■ **Listed entries**:
▶

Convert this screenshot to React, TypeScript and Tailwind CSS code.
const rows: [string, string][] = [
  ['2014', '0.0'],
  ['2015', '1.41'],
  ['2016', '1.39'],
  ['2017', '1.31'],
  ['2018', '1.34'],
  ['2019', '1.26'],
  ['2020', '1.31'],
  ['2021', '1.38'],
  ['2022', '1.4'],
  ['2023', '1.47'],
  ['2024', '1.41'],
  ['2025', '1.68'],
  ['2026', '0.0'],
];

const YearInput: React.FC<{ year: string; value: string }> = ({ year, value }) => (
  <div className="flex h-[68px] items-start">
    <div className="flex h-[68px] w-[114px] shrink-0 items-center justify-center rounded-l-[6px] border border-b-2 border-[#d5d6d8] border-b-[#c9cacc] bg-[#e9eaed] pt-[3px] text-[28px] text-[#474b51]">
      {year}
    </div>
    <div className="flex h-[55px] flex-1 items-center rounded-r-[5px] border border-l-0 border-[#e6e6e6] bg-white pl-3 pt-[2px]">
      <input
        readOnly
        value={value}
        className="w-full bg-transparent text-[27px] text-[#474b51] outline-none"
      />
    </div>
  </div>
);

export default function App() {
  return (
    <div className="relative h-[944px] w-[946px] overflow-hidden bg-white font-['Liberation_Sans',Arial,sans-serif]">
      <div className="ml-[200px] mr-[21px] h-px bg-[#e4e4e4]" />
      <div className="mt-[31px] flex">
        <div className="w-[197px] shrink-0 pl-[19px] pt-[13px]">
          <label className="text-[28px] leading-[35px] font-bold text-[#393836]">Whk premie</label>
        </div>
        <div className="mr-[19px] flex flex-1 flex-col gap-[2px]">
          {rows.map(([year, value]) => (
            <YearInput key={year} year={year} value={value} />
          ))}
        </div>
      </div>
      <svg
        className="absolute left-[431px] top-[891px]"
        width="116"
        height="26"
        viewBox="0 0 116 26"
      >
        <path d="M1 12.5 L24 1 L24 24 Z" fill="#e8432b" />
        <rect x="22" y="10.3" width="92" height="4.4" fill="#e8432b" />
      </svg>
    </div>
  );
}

◀
▶

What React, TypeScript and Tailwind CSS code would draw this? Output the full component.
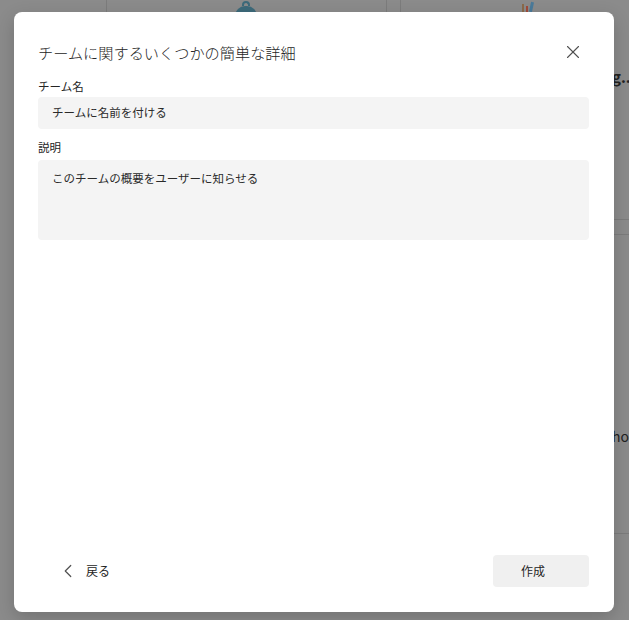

◀

■ **What to do**: Collect each line containing the string "code".

■ **Exercise output**:
Convert this screenshot to React, TypeScript and Tailwind CSS code.
What React, TypeScript and Tailwind CSS code would draw this? Output the full component.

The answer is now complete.